Henry County pastor Chris Vaughn said "I am here because I believe our children and children's children have a great inheritance," which is in danger.

Dillard, who previously ran for Post II Commissioner, said "This area has been crying out for new leadership." He took a side shot when referenced Johnson's vote against affirming "In God We Trust" as the national motto and said that was one thing that was not going to be removed from the community.

Johnson, who is running for his fourth term in office, said he believed the American Dream had faded for many. "We have to concentrate on small buisness, entrepreneurship, and the middle class... If we remove the special interests and politics and reform our tax code, we can get our country back on track."

Conyers consultant and Rockdale native Nunnally said in his business background he learned how to create jobs - a skill needed with the current economy.

The candidates were asked about the failure of representatives in Washington to cooperate.

Vaughn said famlies, jobs and economic change had to be the first priorities. "When all is said and done, we have to get down to the purest value of all - are people being served, are people being valued? We are spending too much money, we're not watching out for it, and we're being too territorial."

Dillard said there needed to be collaboration between local leaders, such as commissioners, mayors, sheriffs, and the Congressman. "I think the Congressman has the opportunity to bridge the gap between these relationships."

Johnson said it was the lack of cooperation from the Republican leadership since President Barack Obama was sworn in. "I think we need a change in the Republican party in their senior leadership to bring about more of a cooperative spirit."

Nunnally chided Congressional representatives, saying they needed to remember they were there to serve the people and not one party or another. "Maybe more time spent in your districts with your people will be a way to remember what you're there for. Then you'd be able to negotiate across the aisle."

Pallen said there was too much corporate money coming to politicians. "We have to limit the influence these corporations have. That way maybe we have representatives that work for the people as opposed to the corporate interests."

Regarding the question of resolving "the tangle of immigration laws," Johnson said there needed to be comprehensive federal laws, that the southern and northern borders needed to be secure, and for people here already illegally, "they must be given a sensible way to resolve this issue."

Nunnally said a consumption tax or fair tax would eliminate the problem of undocumented immigrants using public services without paying income taxes.

"I believe there's two sides of this issue," said Pallen. "Farmers in this coutnry - they can't get American workers to do those jobs. We need these workers, and we need to make sure they're paying their taxes and paying their fair share."

Vaughn said the administration and Department of Justice needed to enforce current immigration laws and not curtail Immigration Customs Enforcement.

In closing, Johnson said, "I'm a man of the people, by the people." He pointed out many Congressmen are millionaires who benefit from the complex tax code.

"I'm open to a consumption tax, be it a value added tax or a fair tax. I'm open to studying these," said Johnson.

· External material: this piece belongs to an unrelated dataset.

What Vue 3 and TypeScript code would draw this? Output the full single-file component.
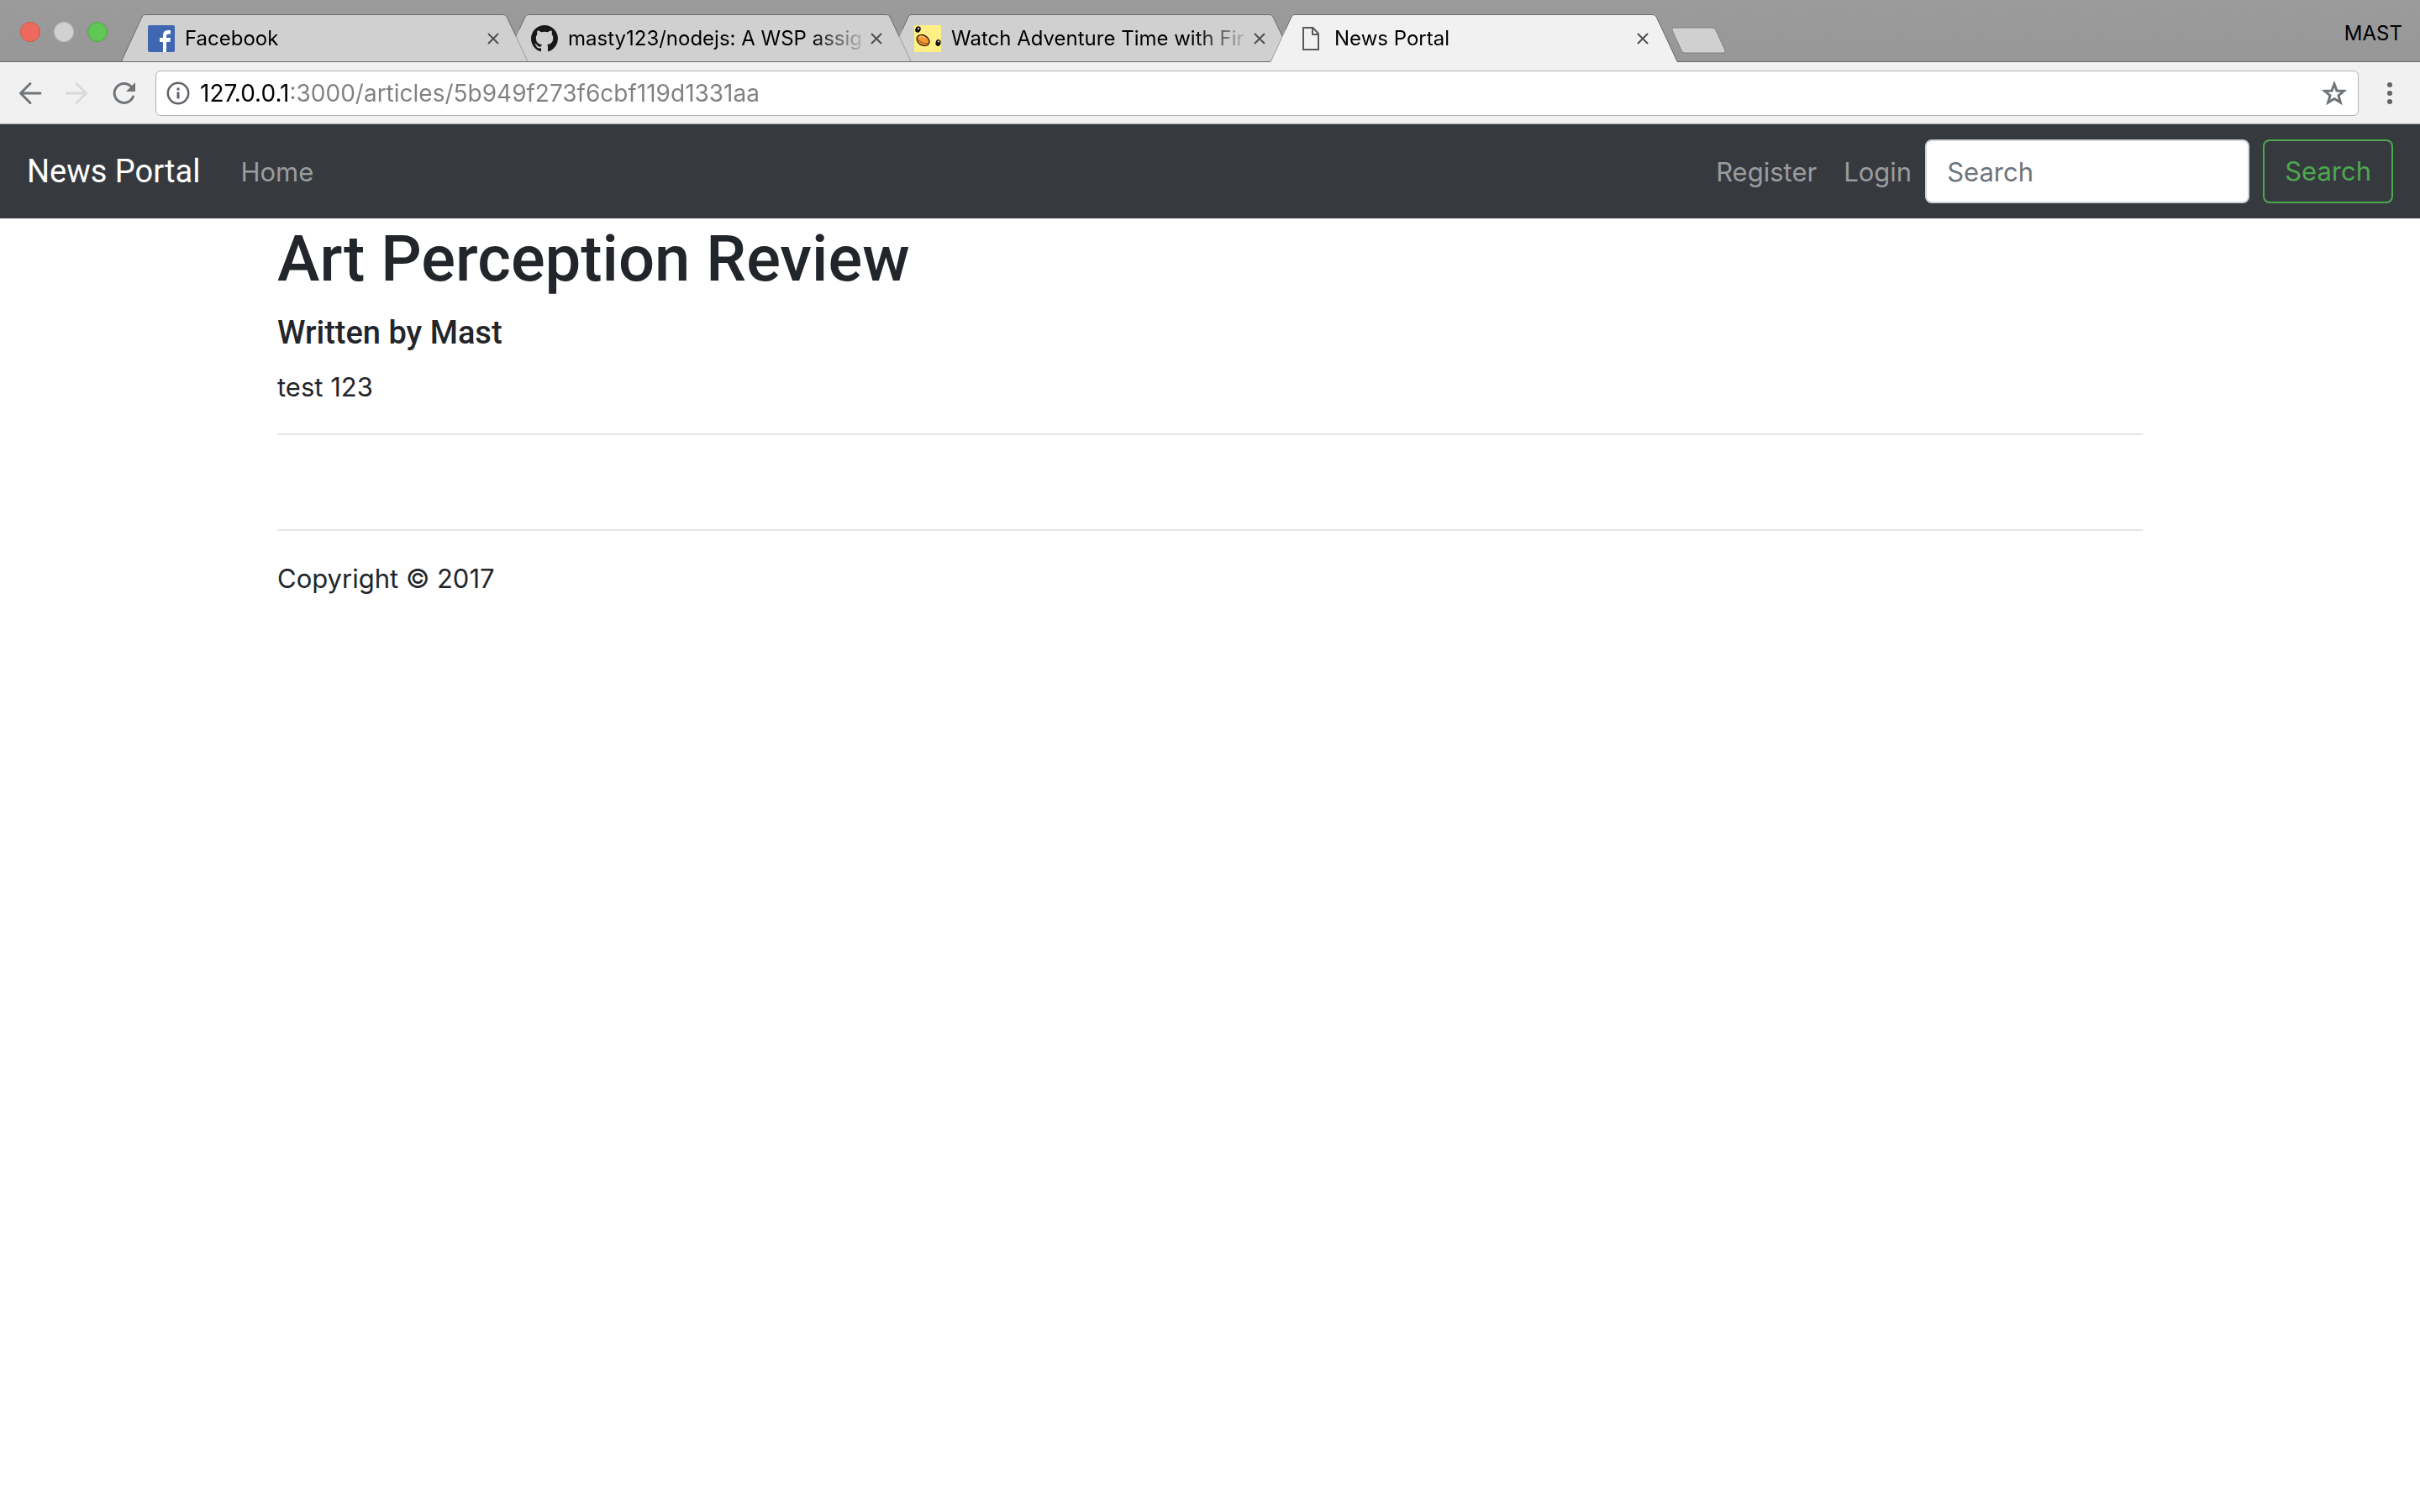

Dillard highlighted local issues in his closing statement.  "I'm voting no against the TSPLOST. I believe people need a Congressman who can lead them through this rough terrain with federal, state and local funding." He described other issues as mortage fraud or Georgia's schools and education system.

Vaughn promised to fight for reduced government regulations and reduced corporate taxes. "My covenant to the Fourth District is to fight for lower taxes, fight for tax reform."

Pallen outlined his five point plan, which included reducing Congressional pay from $174,000 to $100,000, having no benefits available to Congressional representatives other than what is avaialble to residents they represent, including healthcare and Social Security, and prohibiting Representatives from accepting money from special insterests, unions, super PACS.

Dillard, Johnson and Nunnally will be on the Democratic ballot and Pallen and Vaughn will be on the Republican ballot on July 31. The winners of the July primaries will go on to face each other in the Nov. 6 election.